Weakly non-planar dimers

TL;DR

This paper investigates a two-dimensional bipartite dimer model on a non-planar graph, showing that for small non-planar edge weights, the height function converges to a Gaussian Free Field, revealing new universality features.

Contribution

It introduces a non-planar dimer model where traditional methods fail and demonstrates convergence to a Gaussian Free Field using fermionic Renormalization Group analysis.

Findings

Height function scales to Gaussian Free Field for small non-planar edge weights

Model maps to interacting lattice fermions in Luttinger universality class

Non-planarity prevents the use of Kasteleyn's theory, requiring new analysis methods

Abstract

We study a model of fully-packed dimer configurations (or perfect matchings) on a bipartite periodic graph that is two-dimensional but not planar.
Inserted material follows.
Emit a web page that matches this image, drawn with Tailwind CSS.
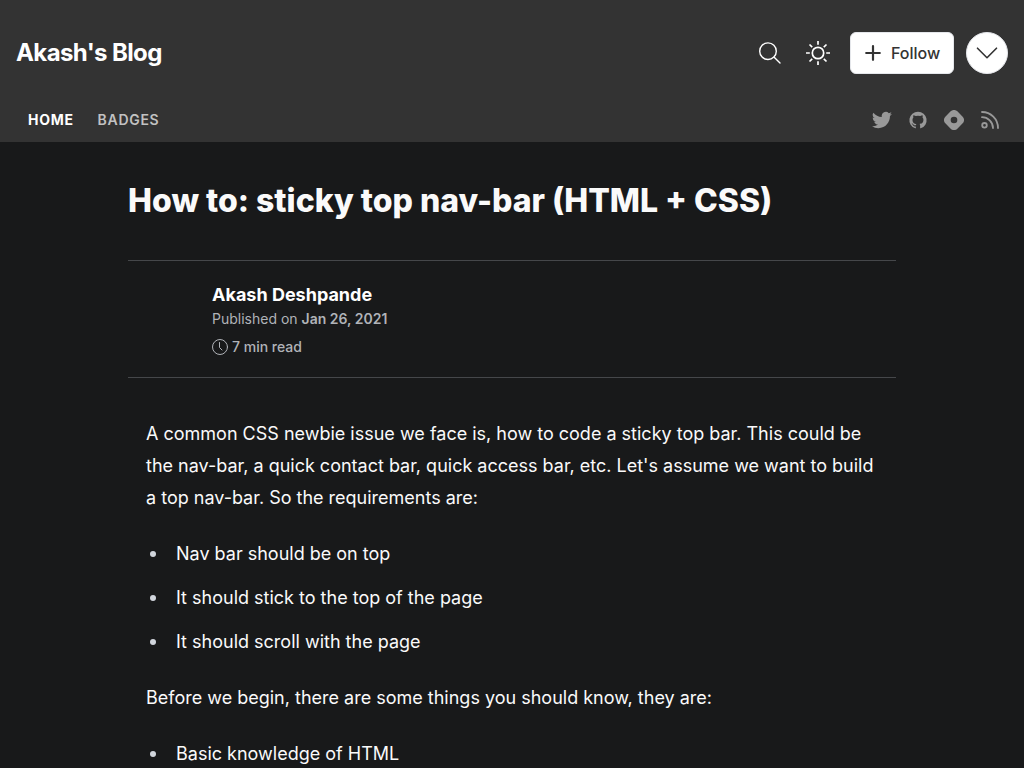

The graph is obtained from $\mathbb Z^2$ via the addition of an extensive number of extra edges that break planarity (but not bipartiteness). We prove that, if the weight $\lambda$ of the non-planar edges is small enough, a suitably defined height function scales on large distances to the Gaussian Free Field with a $\lambda$-dependent amplitude, that coincides with the anomalous exponent of dimer-dimer correlations. Because of non-planarity, Kasteleyn's theory does not apply: the model is not integrable. Rather, we map the model to a system of interacting lattice fermions in the Luttinger universality class, which we then analyze via fermionic Renormalization Group methods.